(Task requirements):
Where the string "styles" occurs in the material below, report the whole line.

+ + +

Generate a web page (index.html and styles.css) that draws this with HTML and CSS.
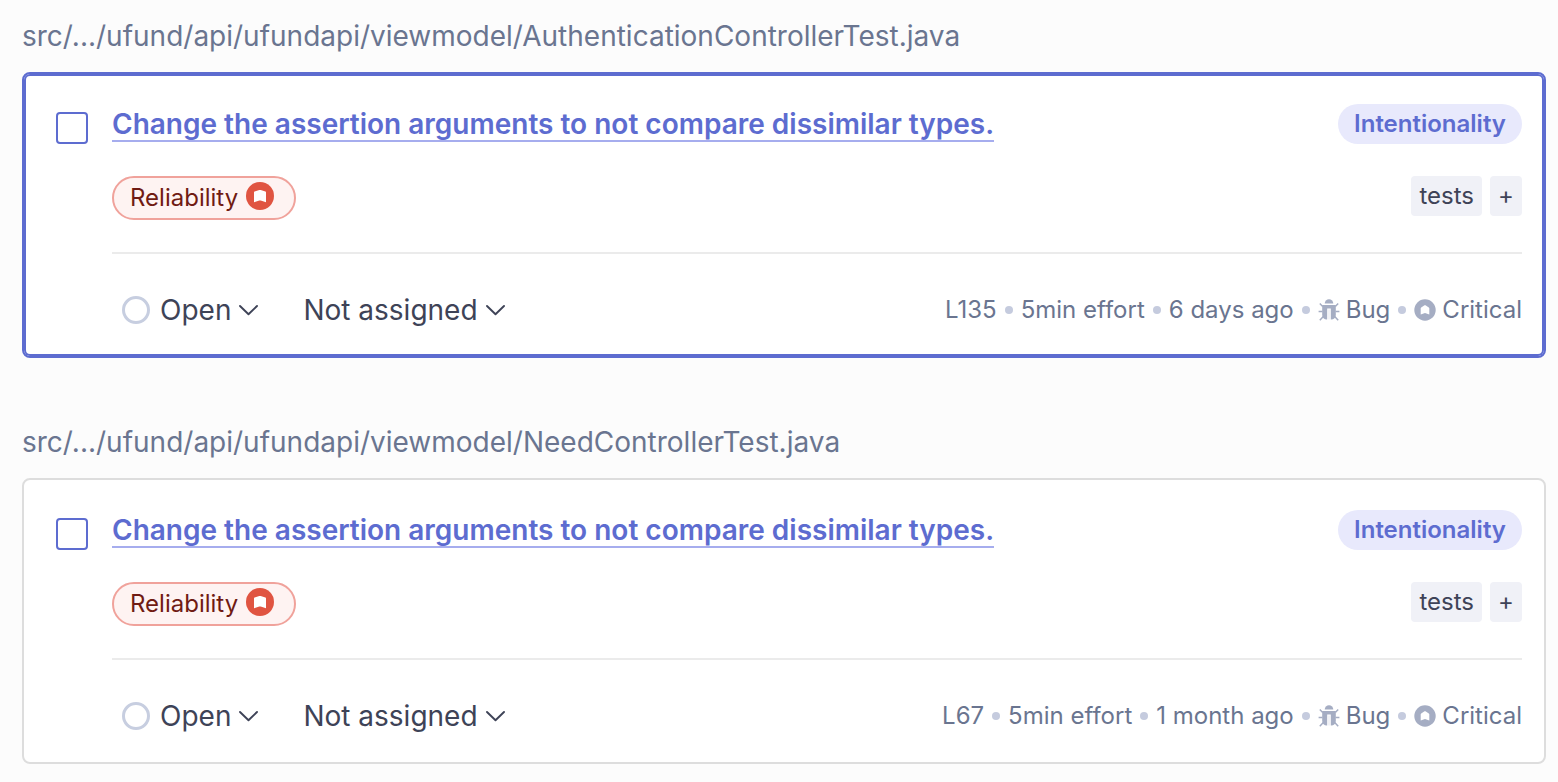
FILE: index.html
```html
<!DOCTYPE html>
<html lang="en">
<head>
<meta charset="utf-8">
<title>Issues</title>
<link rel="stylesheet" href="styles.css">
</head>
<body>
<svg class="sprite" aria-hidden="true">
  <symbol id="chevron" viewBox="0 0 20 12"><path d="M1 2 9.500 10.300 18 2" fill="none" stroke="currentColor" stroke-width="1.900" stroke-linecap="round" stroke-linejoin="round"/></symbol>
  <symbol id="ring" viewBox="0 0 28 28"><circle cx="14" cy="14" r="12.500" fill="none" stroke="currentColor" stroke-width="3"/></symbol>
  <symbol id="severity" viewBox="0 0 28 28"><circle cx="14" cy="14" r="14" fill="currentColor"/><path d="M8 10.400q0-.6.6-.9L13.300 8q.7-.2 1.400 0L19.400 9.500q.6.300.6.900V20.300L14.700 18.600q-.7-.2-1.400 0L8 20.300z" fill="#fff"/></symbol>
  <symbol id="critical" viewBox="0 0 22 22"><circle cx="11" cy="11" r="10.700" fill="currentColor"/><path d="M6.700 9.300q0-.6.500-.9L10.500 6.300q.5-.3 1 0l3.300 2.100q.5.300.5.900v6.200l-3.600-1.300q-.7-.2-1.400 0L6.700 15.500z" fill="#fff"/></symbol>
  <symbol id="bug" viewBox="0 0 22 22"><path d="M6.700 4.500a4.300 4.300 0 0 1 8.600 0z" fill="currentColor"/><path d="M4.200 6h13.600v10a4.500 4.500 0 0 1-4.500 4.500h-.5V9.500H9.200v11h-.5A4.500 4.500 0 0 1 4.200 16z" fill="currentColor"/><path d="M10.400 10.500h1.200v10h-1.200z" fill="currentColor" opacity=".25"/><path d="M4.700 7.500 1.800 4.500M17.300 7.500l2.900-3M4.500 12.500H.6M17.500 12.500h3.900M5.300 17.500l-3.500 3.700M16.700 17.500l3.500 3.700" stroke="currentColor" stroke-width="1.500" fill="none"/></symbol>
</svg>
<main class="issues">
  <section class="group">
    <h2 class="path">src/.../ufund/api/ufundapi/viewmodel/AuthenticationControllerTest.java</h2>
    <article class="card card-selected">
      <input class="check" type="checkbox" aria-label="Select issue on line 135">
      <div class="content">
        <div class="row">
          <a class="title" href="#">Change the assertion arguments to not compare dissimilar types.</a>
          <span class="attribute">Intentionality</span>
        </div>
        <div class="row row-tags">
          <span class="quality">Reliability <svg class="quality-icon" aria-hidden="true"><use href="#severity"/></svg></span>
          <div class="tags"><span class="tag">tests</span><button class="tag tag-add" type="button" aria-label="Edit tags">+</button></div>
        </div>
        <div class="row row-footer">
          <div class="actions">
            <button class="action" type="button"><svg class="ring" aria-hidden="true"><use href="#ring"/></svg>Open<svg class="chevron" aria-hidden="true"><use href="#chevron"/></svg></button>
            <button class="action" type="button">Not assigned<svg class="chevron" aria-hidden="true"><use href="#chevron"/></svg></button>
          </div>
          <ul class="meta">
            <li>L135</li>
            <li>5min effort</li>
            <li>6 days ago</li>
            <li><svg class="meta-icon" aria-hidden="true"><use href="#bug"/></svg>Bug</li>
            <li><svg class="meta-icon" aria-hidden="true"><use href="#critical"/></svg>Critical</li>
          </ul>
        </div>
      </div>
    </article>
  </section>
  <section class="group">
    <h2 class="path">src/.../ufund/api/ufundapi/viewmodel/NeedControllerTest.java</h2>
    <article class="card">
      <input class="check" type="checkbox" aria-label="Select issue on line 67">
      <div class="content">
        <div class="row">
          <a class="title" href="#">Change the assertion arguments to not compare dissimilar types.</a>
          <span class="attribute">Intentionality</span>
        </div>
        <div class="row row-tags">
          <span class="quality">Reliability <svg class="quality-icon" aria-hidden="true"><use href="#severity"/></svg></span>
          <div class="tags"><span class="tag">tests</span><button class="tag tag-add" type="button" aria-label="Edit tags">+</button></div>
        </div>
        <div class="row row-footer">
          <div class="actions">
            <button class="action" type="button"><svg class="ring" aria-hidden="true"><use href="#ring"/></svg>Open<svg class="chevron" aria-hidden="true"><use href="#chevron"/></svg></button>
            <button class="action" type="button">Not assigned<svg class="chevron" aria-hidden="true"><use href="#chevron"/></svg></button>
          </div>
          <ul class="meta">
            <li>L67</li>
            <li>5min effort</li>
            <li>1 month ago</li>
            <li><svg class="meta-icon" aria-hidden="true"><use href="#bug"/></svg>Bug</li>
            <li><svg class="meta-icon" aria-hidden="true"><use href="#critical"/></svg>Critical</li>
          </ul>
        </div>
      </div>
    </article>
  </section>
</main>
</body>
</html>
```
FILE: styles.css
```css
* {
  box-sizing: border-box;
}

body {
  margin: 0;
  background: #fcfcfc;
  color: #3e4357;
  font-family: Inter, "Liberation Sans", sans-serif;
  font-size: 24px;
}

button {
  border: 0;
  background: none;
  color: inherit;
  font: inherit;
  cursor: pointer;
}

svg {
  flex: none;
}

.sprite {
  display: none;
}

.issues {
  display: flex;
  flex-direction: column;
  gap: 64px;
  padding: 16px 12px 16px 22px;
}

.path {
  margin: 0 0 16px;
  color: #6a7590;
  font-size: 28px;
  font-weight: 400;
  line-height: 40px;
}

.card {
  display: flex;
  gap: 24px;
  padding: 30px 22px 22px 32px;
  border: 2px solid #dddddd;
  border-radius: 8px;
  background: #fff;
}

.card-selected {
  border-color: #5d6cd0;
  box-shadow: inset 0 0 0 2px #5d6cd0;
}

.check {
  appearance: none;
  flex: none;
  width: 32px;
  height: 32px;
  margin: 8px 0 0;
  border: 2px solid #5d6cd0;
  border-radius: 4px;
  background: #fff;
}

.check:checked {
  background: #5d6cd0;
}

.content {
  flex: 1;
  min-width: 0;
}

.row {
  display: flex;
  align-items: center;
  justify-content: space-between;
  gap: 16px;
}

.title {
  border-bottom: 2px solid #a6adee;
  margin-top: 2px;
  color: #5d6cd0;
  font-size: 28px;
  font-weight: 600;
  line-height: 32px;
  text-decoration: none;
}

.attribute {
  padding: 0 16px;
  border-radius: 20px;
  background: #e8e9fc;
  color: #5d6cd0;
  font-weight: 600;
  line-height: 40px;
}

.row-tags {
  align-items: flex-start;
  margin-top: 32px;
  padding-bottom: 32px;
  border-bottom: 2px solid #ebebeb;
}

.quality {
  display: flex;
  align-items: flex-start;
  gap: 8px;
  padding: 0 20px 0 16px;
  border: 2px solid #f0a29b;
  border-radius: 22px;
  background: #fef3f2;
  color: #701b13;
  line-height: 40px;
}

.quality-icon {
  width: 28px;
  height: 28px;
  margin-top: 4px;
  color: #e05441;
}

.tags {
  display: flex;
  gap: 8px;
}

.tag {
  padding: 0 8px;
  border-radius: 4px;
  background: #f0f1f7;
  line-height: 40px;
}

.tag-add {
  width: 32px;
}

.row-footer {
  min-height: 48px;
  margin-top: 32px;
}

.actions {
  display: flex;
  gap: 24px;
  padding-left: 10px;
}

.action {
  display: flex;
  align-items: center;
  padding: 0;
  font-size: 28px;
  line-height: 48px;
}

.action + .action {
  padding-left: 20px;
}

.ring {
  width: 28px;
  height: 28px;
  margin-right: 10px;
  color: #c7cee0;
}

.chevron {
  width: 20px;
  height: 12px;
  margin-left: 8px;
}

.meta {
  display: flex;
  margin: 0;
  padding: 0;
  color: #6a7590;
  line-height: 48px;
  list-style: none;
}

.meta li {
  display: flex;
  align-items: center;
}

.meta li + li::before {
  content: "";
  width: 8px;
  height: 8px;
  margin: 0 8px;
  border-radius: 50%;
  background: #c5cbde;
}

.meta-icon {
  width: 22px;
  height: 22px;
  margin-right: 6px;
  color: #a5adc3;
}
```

+ + +

(Task result):
Generate a web page (index.html and styles.css) that draws this with HTML and CSS.
<link rel="stylesheet" href="styles.css">
FILE: styles.css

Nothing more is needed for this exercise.